Quote from: Alexandro on December 19, 2012, 05:50:27 PM
I keep talking about Inglorious Basterds because that film is filled with subtext and explores a bunch of subjects that he never really tackled on before, particularly the idea of film as an agent of power and as a weapon in war.

OK, so while I grant you this. most write ups regarding IB I've seen involve comparisons and nods that QT used stylistically in Ib and the other topic focused on the stigma behind such a loaded theme (Hitler etc).

Now here is where I address the idea of this film as an agent of, " power as a weapon against war."  I believe he dealt with this theme the way Truffaut dealt with a bunch of powerful themes, and that is they deal with them briefly. These are themes you could focus a whole movie on.

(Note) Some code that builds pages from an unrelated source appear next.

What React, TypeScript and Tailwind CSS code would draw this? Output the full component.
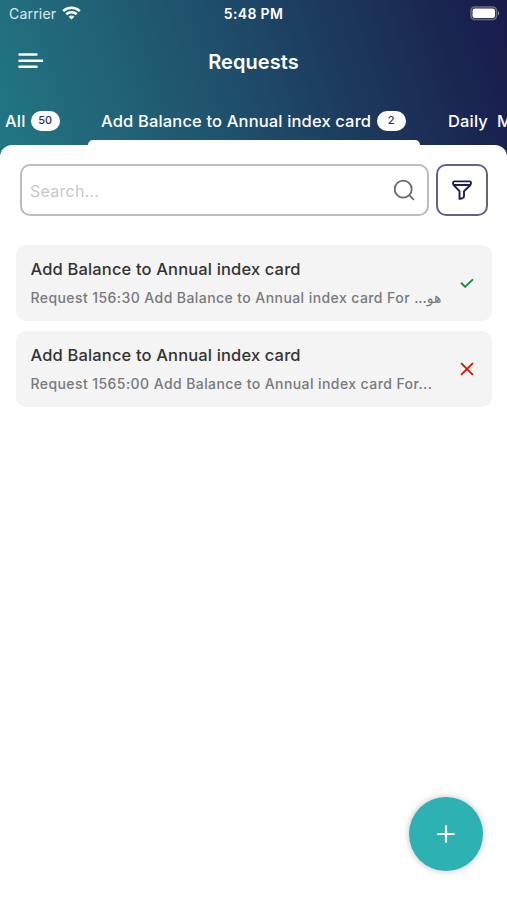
const tabs = [
  { label: 'All', count: 50 },
  { label: 'Add Balance to Annual index card', count: 2, active: true },
];

const requests = [
  {
    title: 'Add Balance to Annual index card',
    summary: 'Request 156:30 Add Balance to Annual index card For ',
    name: 'هو...',
    approved: true,
  },
  {
    title: 'Add Balance to Annual index card',
    summary: 'Request 1565:00 Add Balance to Annual index card For...',
    name: '',
    approved: false,
  },
];

function StatusBar() {
  return (
    <div className="grid h-7 grid-cols-3 items-center pl-[9px] pr-[7px] text-[14px] leading-7">
      <div className="flex items-center gap-[6px]">
        <span className="tracking-[0.2px] text-white/85">Carrier</span>
        <svg className="-mt-[2px]" width="19" height="14" viewBox="0 0 19 14" fill="none" stroke="white" strokeWidth="2.6">
          <path d="M1.2 5.1C5.8.6 13.2.6 17.8 5.1" />
          <path d="M4.3 8.3c2.9-2.8 7.5-2.8 10.4 0" />
          <path d="M9.5 13.6 6.6 10.7c1.6-1.5 4.2-1.5 5.8 0Z" fill="white" stroke="none" />
        </svg>
      </div>
      <span className="-ml-[2px] text-center text-[14px] font-semibold tracking-[0.35px]">5:48 PM</span>
      <svg className="-mt-[1px] justify-self-end" width="30" height="15" viewBox="0 0 30 15">
        <rect x="1" y="1" width="25.5" height="12.5" rx="3.8" fill="none" stroke="white" strokeWidth="1.6" strokeOpacity="0.35" />
        <rect x="2.5" y="2.5" width="22.5" height="9.5" rx="2.2" fill="white" />
        <path d="M28 5c1.7.8 1.7 3.7 0 4.5Z" fill="white" fillOpacity="0.5" />
      </svg>
    </div>
  );
}

function Header() {
  return (
    <header className="h-[160px] overflow-hidden bg-[linear-gradient(72deg,#217884_0%,#215f74_28%,#1e4a68_50%,#1b3259_74%,#191f4e_94%,#191b49_100%)] text-white">
      <StatusBar />
      <div className="grid h-[66px] grid-cols-[1fr_auto_1fr] items-center px-[18px]">
        <svg width="26" height="18" viewBox="0 0 26 18" stroke="white" strokeWidth="2.5" strokeLinecap="round">
          <path d="M1.5 2.5h17M1.5 8.7h22.5M1.5 14.7h17" />
        </svg>
        <h1 className="pt-px text-[20px] font-semibold tracking-[0.05px]">Requests</h1>
      </div>
      <nav className="flex h-[66px] whitespace-nowrap pl-[5px] text-[16.5px] font-medium tracking-[0.15px]">
        {tabs.map((tab) => (
          <div key={tab.label} className={tab.active ? 'ml-7 w-[332px] shrink-0' : 'w-[55px] shrink-0'}>
            <div className={`flex h-[46px] items-center justify-between pt-[7px] ${tab.active ? 'pl-[13px] pr-[14px]' : ''}`}>
              <span className="pt-px">{tab.label}</span>
              <span className="flex h-5 w-[29.5px] items-center justify-center rounded-full bg-white text-[11px] font-medium text-[#35304f]">
                {tab.count}
              </span>
            </div>
            {tab.active && <div className="h-5 rounded-t-[5px] bg-white" />}
          </div>
        ))}
        <span className="ml-7 flex h-[46px] shrink-0 items-center pt-[8px]">Daily&nbsp; M</span>
      </nav>
    </header>
  );
}

function SearchRow() {
  return (
    <div className="flex gap-[7px] pl-5 pr-[19px]">
      <div className="flex h-[52px] flex-1 items-center justify-between rounded-[10px] border-2 border-[#bcbcbc] pl-[8px] pr-[12px]">
        <span className="pt-px text-[16px] tracking-[0.25px] text-[#c8c8c8]">Search...</span>
        <svg width="22" height="22" viewBox="0 0 22 22" fill="none" stroke="#666b70" strokeWidth="1.8" strokeLinecap="round">
          <circle cx="10.2" cy="10.2" r="8.5" />
          <path d="m16.4 16.4 4 3.9" />
        </svg>
      </div>
      <button className="flex h-[52px] w-[52px] items-center justify-center rounded-[10px] border-2 border-[#65628a]">
        <svg width="20" height="20" viewBox="0 0 20 20" fill="none" stroke="#1f1d55" strokeWidth="1.9" strokeLinejoin="round">
          <rect x="1" y="1.4" width="18" height="3.6" rx="1.4" />
          <path d="M1.5 5l6 6.2v7.7l3-.7q1.5-.4 1.5-1.9v-5.1L18.500 5" />
        </svg>
      </button>
    </div>
  );
}

function StatusIcon({ approved }: { approved: boolean }) {
  return (
    <svg width="14" height="14" viewBox="0 0 14 14" fill="none" strokeWidth="2" strokeLinecap="round" strokeLinejoin="round">
      {approved ? (
        <path d="m1.6 7.3 3.5 3.6 7.3-7" stroke="#159337" />
      ) : (
        <path d="m1.6 1.6 10.8 10.8M12.4 1.6 1.6 12.4" stroke="#d61f0b" />
      )}
    </svg>
  );
}

export default function App() {
  return (
    <div className="relative h-[900px] w-[507px] overflow-hidden bg-white font-['Inter','Noto_Sans','DejaVu_Sans',sans-serif]">
      <Header />
      <main className="relative -mt-[15px] rounded-t-[12px] bg-white pt-[19px]">
        <SearchRow />
        <ul className="mt-[29px] flex flex-col gap-[10px] pl-4 pr-[15px]">
          {requests.map((request) => (
            <li
              key={request.summary}
              className="flex h-[76px] items-center justify-between rounded-[10px] bg-[#f4f4f4] pl-[14.5px] pr-[18.5px]"
            >
              <div className="whitespace-nowrap pt-[2px]">
                <p className="text-[16.5px] font-medium leading-7 tracking-[0.15px] text-[#333]">{request.title}</p>
                <p className="text-[14px] font-medium leading-[30px] tracking-[0.42px] text-[#77797c]">
                  {request.summary}
                  {request.name && <bdi dir="rtl" className="tracking-[-0.3px]">{request.name}</bdi>}
                </p>
              </div>
              <StatusIcon approved={request.approved} />
            </li>
          ))}
        </ul>
      </main>
      <button className="absolute bottom-[29px] right-6 flex h-[74px] w-[74px] items-center justify-center rounded-full bg-[#2eb1b2] shadow-[0_0_7px_rgba(0,0,0,0.25)]">
        <svg width="18" height="18" viewBox="0 0 18 18" stroke="white" strokeWidth="2.2" strokeLinecap="round">
          <path d="M9 1.2v15.6M1.2 9h15.6" />
        </svg>
      </button>
    </div>
  );
}
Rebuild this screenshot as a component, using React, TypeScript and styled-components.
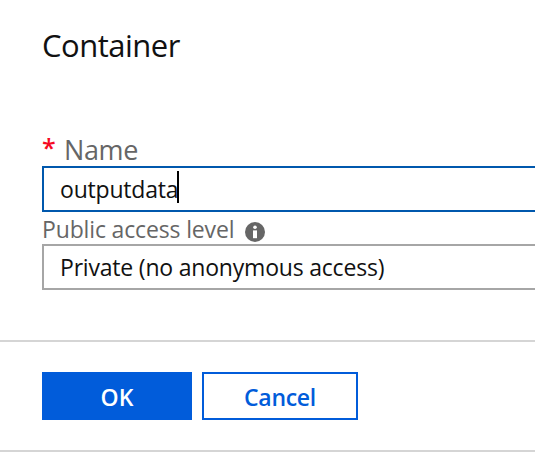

Now with this being said, that idea you've presented is barely a footnote in IB. I mean come on. You yourself say, that he's not "serious," yet this film is making a very potent/serious statement? There is thought provoking shit peppered into his films but they, almost always take a backseat to the spectacle/style that he's always been pushing. I'm not saying every message has to be heavy handed didactic preaching, but I do expect more than brushing the surface.

Again I like the guy, but much like Pete mentioned about, "Treme," is it not okay to expect more? Shouldn't this art lead somewhere?

I'd call him a genius, and that's why I get let down.

post script, Alexandro, link up any other articles that got your gears turning. I'd love to check'em out.
it's not the wrench, it's the plumber.